Problem requirements | What is the number of lines containing the word "index"? Please answer with that number and nothing more.
►
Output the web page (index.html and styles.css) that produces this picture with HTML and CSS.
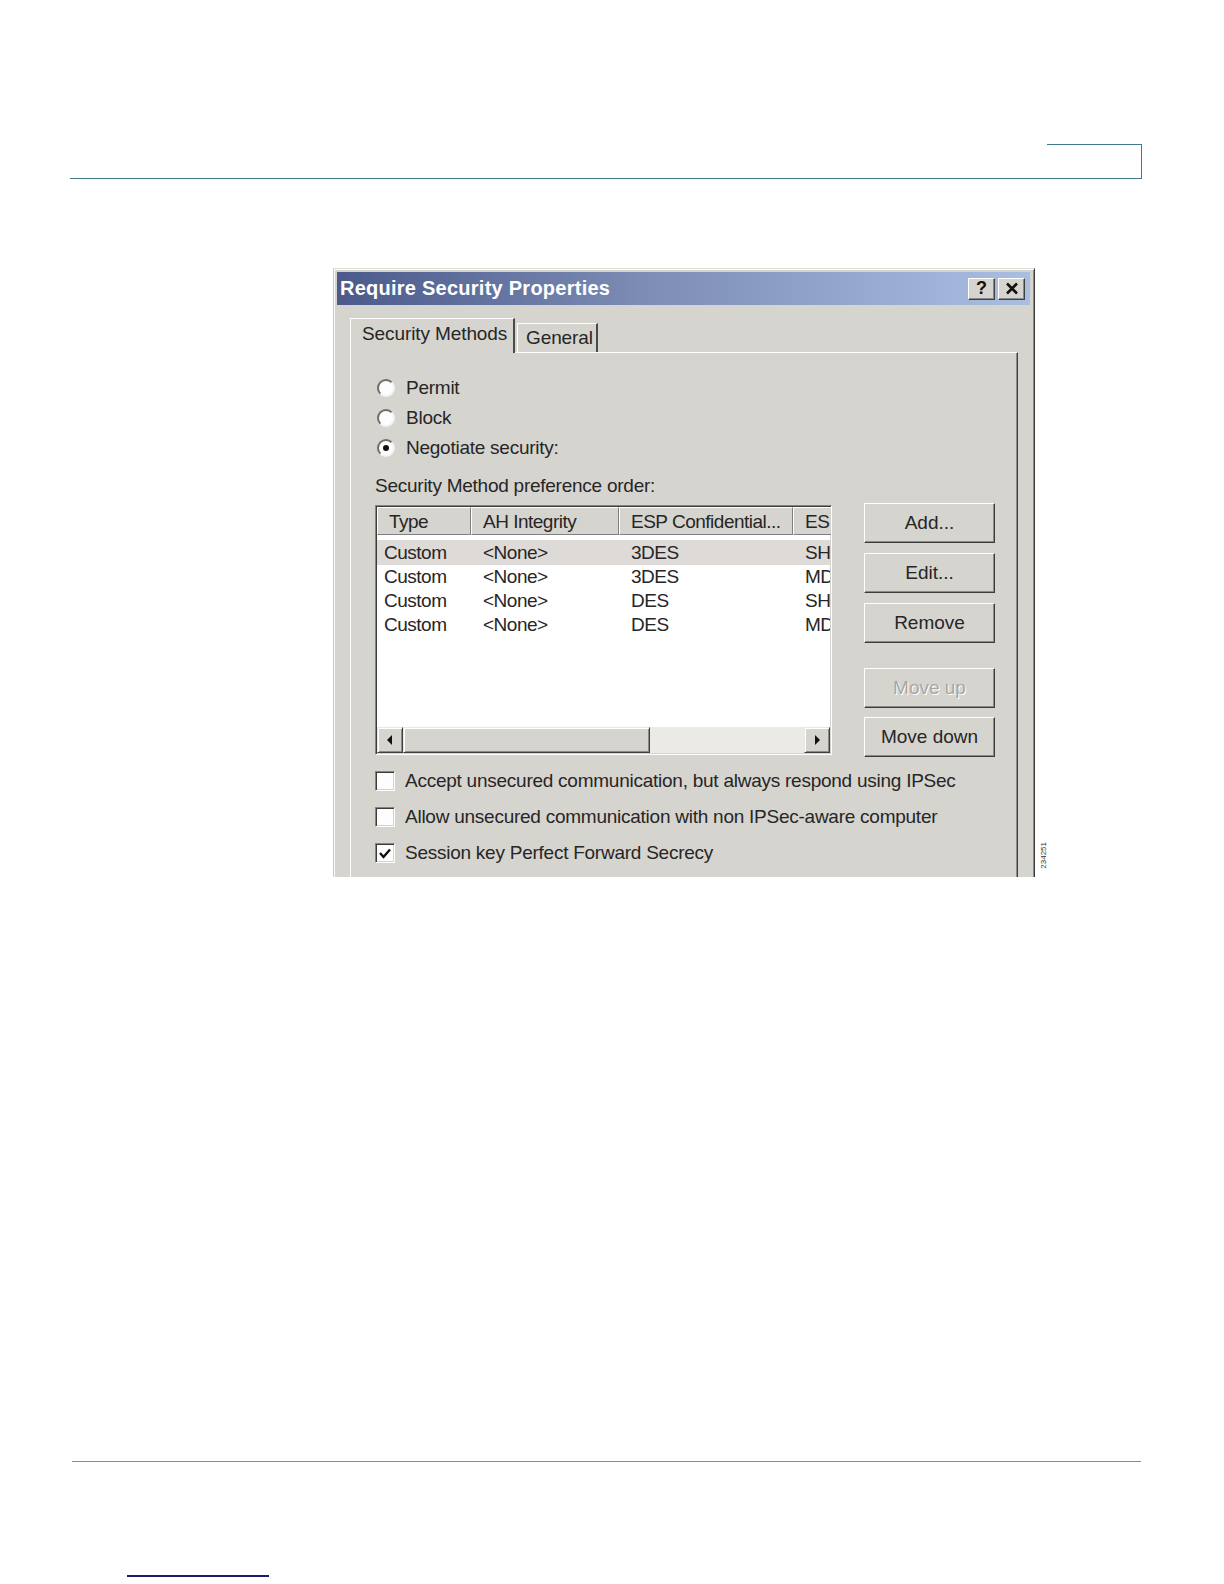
FILE: index.html
```html
<!DOCTYPE html>
<html>
<head>
<meta charset="utf-8">
<title>Require Security Properties</title>
<link rel="stylesheet" href="styles.css">
</head>
<body>
<div class="page">
  <header class="running-head"><div class="head-tab"></div></header>

  <figure class="figure">
    <div class="dialog">
      <div class="titlebar">
        <span class="title">Require Security Properties</span>
        <div class="title-btns">
          <span class="tbtn">?</span>
          <span class="tbtn">
            <svg width="14" height="13" viewBox="0 0 14 13"><path d="M2 1.5 L12 11.5 M12 1.5 L2 11.5" stroke="#111" stroke-width="2.6" fill="none"/></svg>
          </span>
        </div>
      </div>

      <div class="dialog-body">
        <div class="tabs">
          <div class="tab active">Security Methods</div>
          <div class="tab">General</div>
        </div>

        <div class="panel">
          <div class="opt"><span class="radio"></span><span>Permit</span></div>
          <div class="opt"><span class="radio"></span><span>Block</span></div>
          <div class="opt"><span class="radio on"></span><span>Negotiate security:</span></div>

          <div class="label">Security Method preference order:</div>

          <div class="list-row">
            <div class="listview">
              <div class="lv-head">
                <span class="hc c1">Type</span>
                <span class="hc c2">AH Integrity</span>
                <span class="hc c3">ESP Confidential...</span>
                <span class="hc c4">ES</span>
              </div>
              <div class="lv-rows">
                <div class="lv-row sel"><span class="dc c1">Custom</span><span class="dc c2">&lt;None&gt;</span><span class="dc c3">3DES</span><span class="dc c4">SH</span></div>
                <div class="lv-row"><span class="dc c1">Custom</span><span class="dc c2">&lt;None&gt;</span><span class="dc c3">3DES</span><span class="dc c4">MD</span></div>
                <div class="lv-row"><span class="dc c1">Custom</span><span class="dc c2">&lt;None&gt;</span><span class="dc c3">DES</span><span class="dc c4">SH</span></div>
                <div class="lv-row"><span class="dc c1">Custom</span><span class="dc c2">&lt;None&gt;</span><span class="dc c3">DES</span><span class="dc c4">MD</span></div>
              </div>
              <div class="hscroll">
                <span class="sbtn"><svg width="8" height="10" viewBox="0 0 8 10"><path d="M6 0 L1 5 L6 10 Z" fill="#111"/></svg></span>
                <span class="thumb"></span>
                <span class="track"></span>
                <span class="sbtn"><svg width="8" height="10" viewBox="0 0 8 10"><path d="M2 0 L7 5 L2 10 Z" fill="#111"/></svg></span>
              </div>
            </div>

            <div class="btn-col">
              <div class="btn b-add">Add...</div>
              <div class="btn b-edit">Edit...</div>
              <div class="btn b-remove">Remove</div>
              <div class="btn b-up disabled">Move up</div>
              <div class="btn b-down">Move down</div>
            </div>
          </div>

          <div class="checks">
            <div class="chk-row"><span class="chk"></span><span>Accept unsecured communication, but always respond using IPSec</span></div>
            <div class="chk-row"><span class="chk"></span><span>Allow unsecured communication with non IPSec-aware computer</span></div>
            <div class="chk-row"><span class="chk"><svg width="14" height="13" viewBox="0 0 14 13"><path d="M2 6 L5.5 10 L12 2.5" stroke="#111" stroke-width="2.4" fill="none"/></svg></span><span>Session key Perfect Forward Secrecy</span></div>
          </div>
        </div>
      </div>
    </div>
    <div class="fig-id">234251</div>
  </figure>

  <footer class="foot">
    <div class="foot-rule"></div>
    <div class="foot-link"></div>
  </footer>
</div>
</body>
</html>
```

FILE: styles.css
```css
html, body {
  margin: 0;
  padding: 0;
  background: #ffffff;
}

.page {
  width: 1224px;
  height: 1584px;
  overflow: hidden;
  background: #ffffff;
  font-family: "Liberation Sans", Arial, sans-serif;
}

/* running header */
.running-head {
  margin: 144px 82px 0 70px;
  height: 34px;
  border-bottom: 1px solid #3f7b8b;
  display: flex;
  justify-content: flex-end;
}

.head-tab {
  width: 95px;
  height: 34px;
  box-sizing: border-box;
  border-top: 1px solid #3f7b8b;
  border-right: 1px solid #3f7b8b;
}

/* figure */
.figure {
  margin: 89px 0 0 333px;
  display: flex;
  align-items: flex-end;
}

.dialog {
  width: 702px;
  height: 609px;
  box-sizing: border-box;
  overflow: hidden;
  background: #d6d4cf;
  border-top: 1px solid #e2e0dc;
  border-left: 1px solid #c8c6c2;
  border-right: 1px solid #3c3c3c;
  padding: 3px 4px 0 3px;
  box-shadow: inset 1px 1px 0 #fbfbfb, inset -1px 0 0 #8a8a8a;
  color: #262626;
  font-size: 19px;
  letter-spacing: -0.25px;
}

.titlebar {
  height: 33px;
  display: flex;
  align-items: center;
  justify-content: space-between;
  padding: 0 5px 0 3px;
  background: linear-gradient(to right, #4b5a8b 0%, #7d8db5 45%, #aabee2 100%);
}

.title {
  color: #ffffff;
  font-weight: bold;
  font-size: 20px;
  letter-spacing: 0.25px;
}

.title-btns {
  display: flex;
  gap: 3px;
}

.tbtn {
  width: 27px;
  height: 22px;
  box-sizing: border-box;
  display: flex;
  align-items: center;
  justify-content: center;
  background: #d6d4cf;
  border: 1px solid;
  border-color: #ffffff #404040 #404040 #ffffff;
  box-shadow: inset -1px -1px 0 #8a8a8a;
  color: #111;
  font-weight: bold;
  font-size: 18px;
  letter-spacing: 0;
}

.dialog-body {
  padding: 13px 12px 0 13px;
}

/* tabs */
.tabs {
  display: flex;
  align-items: flex-end;
  height: 34px;
}

.tab {
  box-sizing: border-box;
  height: 29px;
  padding: 3px 0 0 8px;
  border-top: 1px solid #ffffff;
  border-left: 1px solid #ffffff;
  border-right: 2px solid #4a4a4a;
  width: 81px;
  margin-left: 2px;
  font-size: 19px;
  letter-spacing: -0.1px;
}

.tab.active {
  width: 165px;
  height: 35px;
  margin-left: 0;
  margin-bottom: -1px;
  padding: 4px 0 0 11px;
  background: #d6d4cf;
  position: relative;
  z-index: 1;
}

.panel {
  box-sizing: border-box;
  height: 600px;
  border-top: 1px solid #ffffff;
  border-left: 1px solid #ffffff;
  border-right: 1px solid #404040;
  box-shadow: inset -1px 0 0 #8a8a8a;
  padding: 20px 0 0 24px;
}

.opt {
  display: flex;
  align-items: center;
  height: 30px;
}

.radio {
  width: 18px;
  height: 18px;
  box-sizing: border-box;
  margin: 0 11px 0 2px;
  border-radius: 50%;
  background: #fdfdfd;
  border: 2px solid;
  border-color: #6e6e6e #f2f2f2 #f2f2f2 #6e6e6e;
  display: flex;
  align-items: center;
  justify-content: center;
}

.radio.on::after {
  content: "";
  width: 6px;
  height: 6px;
  border-radius: 50%;
  background: #111;
}

.label {
  margin-top: 11px;
  height: 24px;
  line-height: 24px;
}

/* list + buttons */
.list-row {
  display: flex;
  align-items: flex-start;
  margin-top: 7px;
}

.listview {
  width: 457px;
  height: 250px;
  box-sizing: border-box;
  background: #ffffff;
  border: 1px solid;
  border-color: #848484 #ffffff #ffffff #848484;
  box-shadow: inset 1px 1px 0 #3c3c3c, inset -1px -1px 0 #d4d2cd;
  padding: 1px;
  display: flex;
  flex-direction: column;
  overflow: hidden;
  letter-spacing: -0.5px;
}

.lv-head {
  display: flex;
  height: 28px;
  flex: none;
}

.hc {
  box-sizing: border-box;
  height: 28px;
  line-height: 27px;
  background: #d6d4cf;
  border-top: 1px solid #ffffff;
  border-left: 1px solid #ffffff;
  border-right: 1px solid #808080;
  border-bottom: 1px solid #808080;
  padding-left: 11px;
  white-space: nowrap;
  overflow: hidden;
  flex: none;
}

.c1 { width: 94px; }
.c2 { width: 148px; }
.c3 { width: 174px; }
.c4 { width: 60px; }

.lv-rows {
  flex: 1;
  padding-top: 5px;
  overflow: hidden;
}

.lv-row {
  display: flex;
  height: 24px;
  line-height: 25px;
  white-space: nowrap;
}

.lv-row.sel {
  background: #dedad8;
  height: 25px;
  margin-bottom: -1px;
}

.dc {
  flex: none;
  box-sizing: border-box;
  padding-left: 12px;
  overflow: hidden;
}

.dc.c1 { padding-left: 7px; }

.hscroll {
  flex: none;
  height: 26px;
  display: flex;
}

.sbtn, .thumb {
  box-sizing: border-box;
  height: 26px;
  background: #d6d4cf;
  border: 1px solid;
  border-color: #e9e8e4 #404040 #404040 #e9e8e4;
  box-shadow: inset 1px 1px 0 #ffffff, inset -1px -1px 0 #8a8a8a;
}

.sbtn {
  width: 26px;
  display: flex;
  align-items: center;
  justify-content: center;
}

.thumb {
  width: 247px;
}

.track {
  flex: 1;
  background: #ebeae6;
}

.btn-col {
  display: flex;
  flex-direction: column;
  margin-left: 32px;
  margin-top: -2px;
  width: 131px;
}

.btn {
  box-sizing: border-box;
  height: 40px;
  display: flex;
  align-items: center;
  justify-content: center;
  background: #d6d4cf;
  border: 1px solid;
  border-color: #ffffff #3c3c3c #3c3c3c #ffffff;
  box-shadow: inset -1px -1px 0 #8a8a8a;
  letter-spacing: 0;
}

.b-edit, .b-remove { margin-top: 10px; }
.b-up { margin-top: 25px; }
.b-down { margin-top: 9px; }

.btn.disabled {
  color: #a9a7a3;
  text-shadow: 1px 1px 0 #ffffff;
}

/* checkboxes */
.checks {
  margin-top: 6px;
}

.chk-row {
  display: flex;
  align-items: center;
  height: 36px;
  white-space: nowrap;
}

.chk {
  width: 20px;
  height: 20px;
  box-sizing: border-box;
  margin-right: 10px;
  background: #fdfdfd;
  border: 1px solid;
  border-color: #848484 #ffffff #ffffff #848484;
  box-shadow: inset 1px 1px 0 #3c3c3c, inset -1px -1px 0 #d4d2cd;
  display: flex;
  align-items: center;
  justify-content: center;
}

.fig-id {
  writing-mode: vertical-rl;
  transform: rotate(180deg);
  font-size: 8px;
  color: #333;
  margin: 0 0 8px 4px;
  letter-spacing: 0;
}

/* footer */
.foot-rule {
  margin: 584px 83px 0 72px;
  border-top: 1px solid #8a8a8a;
}

.foot-link {
  margin: 113px 0 0 127px;
  width: 142px;
  height: 2px;
  background: #1b1b6b;
}
```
◄
Result | 3